* START Data extract *

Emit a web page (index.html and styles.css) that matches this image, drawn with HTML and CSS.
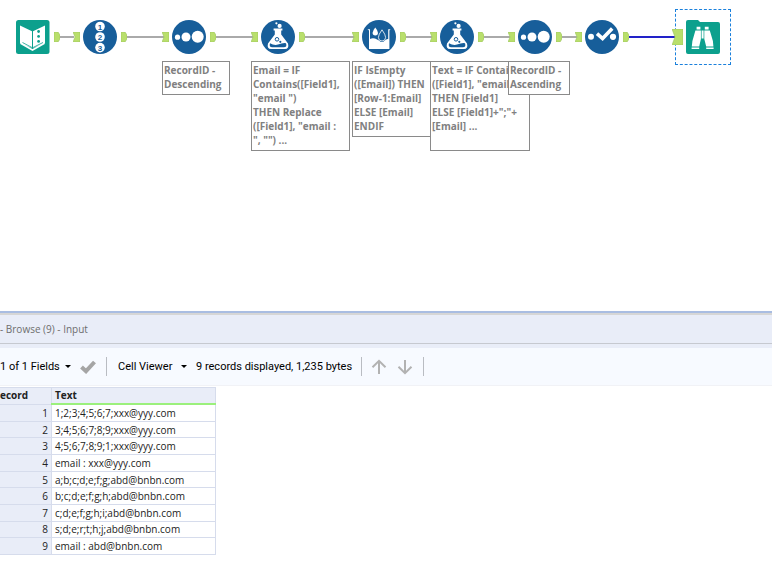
FILE: index.html
```
<!doctype html>
<html lang="en">

<head>
  <meta charset="utf-8">
  <title>Workflow - Browse</title>
  <link rel="stylesheet" href="styles.css">
</head>

<body>
  <!-- shared icon shapes -->
  <svg class="defs" aria-hidden="true">
    <symbol id="anchorIn" viewBox="0 0 7 10"><path d="M0 0H7V10H0L2 5Z" fill="#b9df6c" stroke="#9cc560" stroke-width=".6"/></symbol>
    <symbol id="anchorOut" viewBox="0 0 6 10"><path d="M0 0H4L6 3V7L4 10H0Z" fill="#b9df6c" stroke="#9cc560" stroke-width=".6"/></symbol>
    <symbol id="dots" viewBox="0 0 34 34">
      <circle cx="17" cy="17" r="17" fill="#175e9a"/>
      <g fill="#fff"><circle cx="5.5" cy="17.2" r="2.6"/><circle cx="14" cy="17" r="4.5"/><circle cx="25.7" cy="16.7" r="6"/></g>
    </symbol>
    <symbol id="flask" viewBox="0 0 34 34">
      <circle cx="17" cy="17" r="17" fill="#175e9a"/>
      <g fill="#fff">
        <circle cx="15.4" cy="3.3" r="1.1"/><circle cx="18.6" cy="5.9" r="2.1"/>
        <path d="M12.6 8.6H21.4V10.6H20.2V14.5L27 23.4Q28.4 28.8 24 29H10Q5.6 28.8 7 23.4L13.8 14.5V10.6H12.6Z"/>
      </g>
      <path d="M9 23.2Q13 25.6 17 24.6Q22 22.6 25 23.2Q26.4 27 22.8 27.2H11.2Q7.8 27 9 23.2Z" fill="#175e9a"/>
      <circle cx="16" cy="19.3" r="1.8" fill="none" stroke="#175e9a"/><circle cx="19.3" cy="21.8" r="1.1" fill="#175e9a"/>
    </symbol>
  </svg>

  <div class="canvas">
    <svg class="wires" aria-hidden="true">
      <path d="M60 37H74M127 37H164M216 37H254M305 37H354M406 37H432M484 37H510M562 37H577" stroke="#aaa" stroke-width="2"/>
      <path d="M629 37H676" stroke="#2222c8" stroke-width="2"/>
    </svg>

    <div class="node inputData">
      <svg class="icon" viewBox="0 0 34 34">
        <rect width="33.5" height="34" rx="2.5" fill="#0ca08d"/>
        <path d="M4 5.5L16 11.2V28L4 23.2ZM17 11.2L29 5.5V23.2L17 28Z" fill="#fff"/>
        <path d="M4.6 23.2L16.5 30L28.4 23.2" fill="none" stroke="#fff" stroke-width="1.6"/>
        <path d="M6.5 22.5L16.5 27.8L27 22.5" fill="none" stroke="#0ca08d" stroke-width=".8"/>
        <g fill="#0ca08d"><circle cx="22.6" cy="11.5" r="1.4"/><circle cx="22.6" cy="16.4" r="1.4"/><circle cx="22.6" cy="21.4" r="1.4"/></g>
      </svg>
      <svg class="out"><use href="#anchorOut"/></svg>
    </div>

    <div class="node recordId">
      <svg class="in"><use href="#anchorIn"/></svg>
      <svg class="icon" viewBox="0 0 34 34">
        <circle cx="17" cy="17" r="17" fill="#175e9a"/>
        <g fill="#fff"><circle cx="17" cy="6.5" r="4.8"/><circle cx="17" cy="17" r="4.8"/><circle cx="17" cy="27.6" r="4.8"/></g>
        <g class="digits"><text x="17" y="9.5">1</text><text x="17" y="20">2</text><text x="17" y="30.5">3</text></g>
      </svg>
      <svg class="out"><use href="#anchorOut"/></svg>
    </div>

    <div class="node sortDesc">
      <svg class="in"><use href="#anchorIn"/></svg>
      <svg class="icon"><use href="#dots"/></svg>
      <svg class="out"><use href="#anchorOut"/></svg>
    </div>

    <div class="node formulaEmail">
      <svg class="in"><use href="#anchorIn"/></svg>
      <svg class="icon"><use href="#flask"/></svg>
      <svg class="out"><use href="#anchorOut"/></svg>
    </div>

    <div class="node multiRow">
      <svg class="in"><use href="#anchorIn"/></svg>
      <svg class="icon" viewBox="0 0 34 34">
        <circle cx="17" cy="17" r="17" fill="#175e9a"/>
        <path d="M5.4 9.2H8V19Q10.5 17.6 13 18.6Q15 19.6 17 20.6Q20 23.6 22.8 20.6Q24.2 18.8 26.2 19V9.2H28.6L27.4 10.6V29H7V10.6Z" fill="#fff"/>
        <path d="M13.3 7.6Q16 11 16 12.7A2.7 2.7 0 0 1 10.6 12.7Q10.6 11 13.3 7.6Z" fill="#fff"/>
        <path d="M20 9.8Q23.6 14.7 23.6 17.4A3.6 3.6 0 0 1 16.4 17.4Q16.4 14.7 20 9.8Z" fill="#175e9a" stroke="#fff" stroke-width=".8"/>
      </svg>
      <svg class="out"><use href="#anchorOut"/></svg>
    </div>

    <div class="node formulaText">
      <svg class="in"><use href="#anchorIn"/></svg>
      <svg class="icon"><use href="#flask"/></svg>
      <svg class="out"><use href="#anchorOut"/></svg>
    </div>

    <div class="node sortAsc">
      <svg class="in"><use href="#anchorIn"/></svg>
      <svg class="icon"><use href="#dots"/></svg>
      <svg class="out"><use href="#anchorOut"/></svg>
    </div>

    <div class="node selectTool">
      <svg class="in"><use href="#anchorIn"/></svg>
      <svg class="icon" viewBox="0 0 34 34">
        <circle cx="17" cy="17" r="17" fill="#175e9a"/>
        <circle cx="6" cy="16.7" r="3" fill="#fff"/><circle cx="28" cy="16.8" r="3.1" fill="#fff"/>
        <path d="M12 13.6L17.6 18.6L27.2 8.6" fill="none" stroke="#175e9a" stroke-width="5.6"/>
        <path d="M12 13.6L17.6 18.6L27.2 8.6" fill="none" stroke="#fff" stroke-width="3.6"/>
      </svg>
      <svg class="out"><use href="#anchorOut"/></svg>
    </div>

    <div class="selection"></div>
    <div class="node browse">
      <svg class="bigIn" viewBox="0 0 11 16"><path d="M0 0H11V16H0L3 8Z" fill="#b9df6c" stroke="#9cc560" stroke-width=".6"/></svg>
      <svg class="icon" viewBox="0 0 34 34">
        <path d="M2 0H12L14 2H32Q34 2 34 4V32Q34 34 32 34H2Q0 34 0 32V2Q0 0 2 0Z" fill="#0ca08d"/>
        <g fill="#fff">
          <path d="M10.6 6.8H14.4V9.6H10.6ZM18.8 6.8H22.6V9.6H18.8Z"/>
          <path d="M9.4 10.6H14.9V19L13.2 26.6H5.8L6.4 21ZM18.3 10.6H23.8L26.9 21L27.4 26.6H20.2L18.3 19Z"/>
          <path d="M5.6 27.4H13.2V29H5.6ZM20.2 27.4H27.6V29H20.2ZM15.6 10.6H17.6V18.6H15.6Z"/>
        </g>
      </svg>
    </div>

    <div class="note noteDesc">RecordID -<br>Descending</div>
    <div class="note noteEmail">Email = IF<br>Contains([Field1],<br>"email ")<br>THEN Replace<br>([Field1], "email :<br>", "") ...</div>
    <div class="note noteRow">IF IsEmpty<br>([Email]) THEN<br>[Row-1:Email]<br>ELSE [Email]<br>ENDIF</div>
    <div class="note noteText">Text = IF Contai<br>([Field1], "email<br>THEN [Field1]<br>ELSE [Field1]+";"+<br>[Email] ...</div>
    <div class="note noteAsc">RecordID -<br>Ascending</div>
  </div>

  <div class="results">
    <div class="resultsTitle">- Browse (9) - Input</div>

    <div class="toolbar">
      <label class="drop fields">
        <select aria-label="Fields"><option>1 of 1 Fields</option></select>
      </label>
      <button type="button" class="apply" aria-label="Apply">
        <svg width="16" height="14" viewBox="0 0 16 14"><path d="M1.5 7L6 11.2L14.5 2" fill="none" stroke="#a5a5a5" stroke-width="4"/></svg>
      </button>
      <span class="sep"></span>
      <label class="drop viewer">
        <select aria-label="Viewer"><option>Cell Viewer</option></select>
      </label>
      <span class="status">9 records displayed, 1,235 bytes</span>
      <span class="sep"></span>
      <button type="button" class="arrow" aria-label="Previous">
        <svg width="16" height="16" viewBox="0 0 16 16"><path d="M8 15V2M1.5 8.2L8 1.8L14.5 8.2" fill="none" stroke="#b2b2b2" stroke-width="2"/></svg>
      </button>
      <button type="button" class="arrow" aria-label="Next">
        <svg width="16" height="16" viewBox="0 0 16 16"><path d="M8 1V14M1.5 7.8L8 14.2L14.5 7.8" fill="none" stroke="#b2b2b2" stroke-width="2"/></svg>
      </button>
      <span class="sep"></span>
    </div>

    <table class="grid">
      <thead>
        <tr><th class="rec">ecord</th><th class="txt">Text</th></tr>
      </thead>
      <tbody>
        <tr><td class="rec">1</td><td>1;2;3;4;5;6;7;xxx@yyy.com</td></tr>
        <tr><td class="rec">2</td><td>3;4;5;6;7;8;9;xxx@yyy.com</td></tr>
        <tr><td class="rec">3</td><td>4;5;6;7;8;9;1;xxx@yyy.com</td></tr>
        <tr><td class="rec">4</td><td>email : xxx@yyy.com</td></tr>
        <tr><td class="rec">5</td><td>a;b;c;d;e;f;g;abd@bnbn.com</td></tr>
        <tr><td class="rec">6</td><td>b;c;d;e;f;g;h;abd@bnbn.com</td></tr>
        <tr><td class="rec">7</td><td>c;d;e;f;g;h;i;abd@bnbn.com</td></tr>
        <tr><td class="rec">8</td><td>s;d;e;r;t;h;j;abd@bnbn.com</td></tr>
        <tr><td class="rec">9</td><td>email : abd@bnbn.com</td></tr>
      </tbody>
    </table>
  </div>
</body>

</html>
```
FILE: styles.css
```
body {
  margin: 0;
  font-family: "Open Sans", "Noto Sans", sans-serif;
  font-size: 10px;
  color: #222;
  background: #fff;
  overflow: hidden;
}

.defs {
  position: absolute;
  width: 0;
  height: 0;
}

/* workflow canvas */
.canvas {
  position: relative;
  height: 311px;
  overflow: hidden;
}

.wires {
  display: block;
  width: 100%;
  height: 100%;
  fill: none;
}

.node {
  position: absolute;
  top: 20px;
  display: flex;
  align-items: center;
}

.icon {
  width: 34px;
  height: 34px;
}

.in {
  width: 7px;
  height: 10px;
  margin-right: 3px;
  overflow: visible;
}

.out {
  width: 6px;
  height: 10px;
  margin-left: 4px;
  overflow: visible;
}

.bigIn {
  width: 11px;
  height: 16px;
  margin-right: 3px;
}

.digits text {
  fill: #175e9a;
  font-family: "Liberation Sans", sans-serif;
  font-size: 8px;
  font-weight: bold;
  text-anchor: middle;
}

.inputData { left: 16px; }
.recordId { left: 73px; }
.sortDesc { left: 162px; }
.formulaEmail { left: 251px; }
.multiRow { left: 352px; }
.formulaText { left: 430px; }
.sortAsc { left: 508px; }
.selectTool { left: 575px; }
.browse { left: 672px; }

.selection {
  position: absolute;
  left: 675px;
  top: 9px;
  width: 54px;
  height: 54px;
  border: 1px dashed #1a80dc;
}

.note {
  position: absolute;
  top: 61px;
  box-sizing: border-box;
  padding: 1px;
  border: 1px solid #8a8a8a;
  background: #fff;
  color: #808080;
  font-weight: bold;
  line-height: 14px;
  white-space: nowrap;
  overflow: hidden;
}

.noteDesc { left: 162px; width: 68px; height: 34px; }
.noteEmail { left: 251px; width: 99px; height: 90px; }
.noteRow { left: 352px; width: 99px; height: 76px; }
.noteText { left: 430px; width: 100px; height: 90px; }
.noteAsc { left: 508px; width: 62px; height: 34px; }

/* results window */
.results {
  border-top: 2px solid #a9bde2;
}

.resultsTitle {
  border-top: 2px solid #d6d6d6;
  border-bottom: 1px solid #c6c9d0;
  background: #e9edf8;
  color: #6e6e6e;
  line-height: 28px;
}

.toolbar {
  display: flex;
  align-items: center;
  height: 37px;
  border-top: 4px solid #e9edf8;
  border-bottom: 1px solid #f1f2f6;
  background: #f7faff;
  color: #000;
  font-family: Roboto, sans-serif;
  font-size: 11px;
  white-space: nowrap;
}

.drop {
  display: flex;
  align-items: center;
}

.drop::after {
  content: "";
  border: 3px solid transparent;
  border-top-color: #000;
  border-bottom: 0;
}

.drop select {
  appearance: none;
  width: 100%;
  padding: 0;
  border: 0;
  background: none;
  color: #000;
  font: inherit;
}

.fields { width: 71px; }
.viewer { width: 69px; margin-left: 11px; }

.toolbar button {
  display: flex;
  padding: 0;
  border: 0;
  background: none;
}

.toolbar .apply {
  margin: 0 10px 0 9px;
}

.sep {
  width: 1px;
  height: 19px;
  background: #b9bcc2;
}

.status {
  width: 165px;
  margin-left: 9px;
}

.status + .sep {
  margin-right: 9px;
}

.toolbar .arrow {
  margin-right: 10px;
}

.grid {
  width: 216px;
  height: 168px;
  margin-top: 1px;
  border-collapse: collapse;
  table-layout: fixed;
}

.grid th,
.grid td {
  padding: 0 3px;
  border: 1px solid #d6dcec;
  line-height: 14px;
  text-align: left;
  white-space: nowrap;
}

.grid th {
  background: #e9edf8;
  line-height: 15px;
  font-weight: bold;
}

.grid .rec {
  width: 48px;
  border-left: 0;
  background: #e9edf8;
}

.grid th.rec {
  padding-left: 0;
}

.grid td.rec {
  text-align: right;
}

.grid th.txt {
  border-bottom: 2px solid #9bf07c;
}
```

* END Data extract *

Short exercise: State the number of lines in this listing that contain the string "index", and add nothing else.

Expected answer: 2